Cartilage May be to Blame for Knee Problems

Got a bum knee? You're not alone. More than 6 million people every year go to see a doctor about their knees.

A substantial portion of those doctor's visits are due not to problems with bones or muscles, but with cartilage. Cartilage injuries can be longstanding and painful, according to C. Thomas Vangsness Jr., associate professor of orthopaedic surgery at USC, but there are new alternatives available to possibly help repair the cartilage and relieve the hurt.

So why the trouble? Part of it has to do with the knee's structure and what it needs to do in daily life: twist, rotate and turn. And it bears almost all of the body's weight as it moves.

The knee's complexity also makes it an easy target for injury. The rounded ends of the tibia (the long, bottom bone of the leg) and the femur (the strong top bone of the thigh) are covered with a 3-millimeter-thick layer of articular cartilage to keep the knee moving smoothly. But this tissue can be damaged through an accident or ordinary wear-and-tear.

Damage can range from a slim crack to a craggy fracture, from a rough abraded area to a torn flap. Those with such damage generally suffer from pain, locking, clicking and swelling in the knee. This damaging condition often progresses with increasing pain if left untreated.

Surgeons have used arthroscopic surgery to help such patients for some time. They put an arthroscope, a tiny lens connected to a camera on a thin tube, through a 2-to3-millimeter incision in the skin into the knee to visualize and trim away areas of torn cartilage inside the knee, relieving pain. But the problem is this: cartilage does not grow back on its own, and the area is left vulnerable.

Now surgeons can remove a bit of the patient's own existing localized cartilage and use it to grow millions of new cloned cartilage cells in the laboratory. Then they insert these cells back into the knee. Called Carticel™, the system of articular chondrocyte implantation has proven very effective for patients with localized cartilage damage at the end of the femur.

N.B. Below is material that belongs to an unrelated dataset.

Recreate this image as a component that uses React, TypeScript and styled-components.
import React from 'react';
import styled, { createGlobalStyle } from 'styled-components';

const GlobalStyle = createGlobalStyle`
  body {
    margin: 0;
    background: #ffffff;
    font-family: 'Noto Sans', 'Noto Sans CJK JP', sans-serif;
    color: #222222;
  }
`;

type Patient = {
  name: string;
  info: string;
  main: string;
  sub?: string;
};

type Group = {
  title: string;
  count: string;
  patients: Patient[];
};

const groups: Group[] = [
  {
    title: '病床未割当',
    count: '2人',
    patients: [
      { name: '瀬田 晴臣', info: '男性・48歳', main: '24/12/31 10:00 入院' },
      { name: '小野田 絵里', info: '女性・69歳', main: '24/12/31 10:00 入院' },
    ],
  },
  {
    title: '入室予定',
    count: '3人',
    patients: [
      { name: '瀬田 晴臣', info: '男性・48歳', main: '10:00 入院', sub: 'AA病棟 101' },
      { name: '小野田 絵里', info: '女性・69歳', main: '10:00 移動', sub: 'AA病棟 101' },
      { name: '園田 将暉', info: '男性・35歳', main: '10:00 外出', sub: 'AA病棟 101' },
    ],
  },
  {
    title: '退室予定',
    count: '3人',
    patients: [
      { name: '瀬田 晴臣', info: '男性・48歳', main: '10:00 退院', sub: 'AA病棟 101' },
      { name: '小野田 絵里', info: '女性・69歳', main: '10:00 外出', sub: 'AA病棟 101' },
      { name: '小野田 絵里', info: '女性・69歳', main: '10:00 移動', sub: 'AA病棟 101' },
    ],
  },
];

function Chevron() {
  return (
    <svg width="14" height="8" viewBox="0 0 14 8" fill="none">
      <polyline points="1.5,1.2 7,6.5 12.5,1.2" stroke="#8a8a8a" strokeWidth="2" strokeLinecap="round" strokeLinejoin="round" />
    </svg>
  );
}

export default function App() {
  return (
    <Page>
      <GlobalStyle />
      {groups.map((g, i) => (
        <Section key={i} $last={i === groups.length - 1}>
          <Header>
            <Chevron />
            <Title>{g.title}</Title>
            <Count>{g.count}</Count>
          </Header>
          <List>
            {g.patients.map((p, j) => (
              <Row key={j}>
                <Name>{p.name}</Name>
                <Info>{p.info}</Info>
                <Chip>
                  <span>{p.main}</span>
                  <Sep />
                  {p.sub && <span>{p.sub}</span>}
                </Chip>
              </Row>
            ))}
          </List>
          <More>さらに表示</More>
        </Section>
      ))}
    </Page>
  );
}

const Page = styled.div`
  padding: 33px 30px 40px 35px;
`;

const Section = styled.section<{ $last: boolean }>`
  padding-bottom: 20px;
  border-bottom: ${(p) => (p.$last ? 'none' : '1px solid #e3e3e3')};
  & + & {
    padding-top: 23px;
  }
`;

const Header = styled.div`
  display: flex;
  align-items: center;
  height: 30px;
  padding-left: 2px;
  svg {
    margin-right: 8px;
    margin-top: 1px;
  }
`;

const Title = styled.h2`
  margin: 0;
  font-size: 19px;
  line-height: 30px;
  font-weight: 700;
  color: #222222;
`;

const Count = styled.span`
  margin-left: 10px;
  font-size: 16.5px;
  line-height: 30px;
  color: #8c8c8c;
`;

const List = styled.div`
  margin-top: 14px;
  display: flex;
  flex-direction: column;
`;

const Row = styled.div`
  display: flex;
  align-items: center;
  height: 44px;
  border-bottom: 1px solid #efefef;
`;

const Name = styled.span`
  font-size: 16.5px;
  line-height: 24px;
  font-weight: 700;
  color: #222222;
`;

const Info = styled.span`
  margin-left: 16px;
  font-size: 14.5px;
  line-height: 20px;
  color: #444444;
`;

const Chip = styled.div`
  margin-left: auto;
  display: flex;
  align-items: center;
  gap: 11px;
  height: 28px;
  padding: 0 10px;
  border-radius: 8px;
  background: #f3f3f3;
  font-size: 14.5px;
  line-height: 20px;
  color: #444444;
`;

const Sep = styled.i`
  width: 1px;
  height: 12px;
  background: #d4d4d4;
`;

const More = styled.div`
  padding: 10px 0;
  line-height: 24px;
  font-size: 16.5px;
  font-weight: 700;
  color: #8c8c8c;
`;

Surgeons also use another procedure, called an osteochondral autograft, for small cartilage lesions. It works like this: A surgeon bores out a small plug of a patient's own bone and cartilage from one area of the knee, and then transfers and inserts it into the damaged area.

In the future, doctors may be able to introduce substances into the body that get the cartilage to grow back on its own. "Everyone is trying to work on research with growth factors," Vangsness said. "But it's many years away."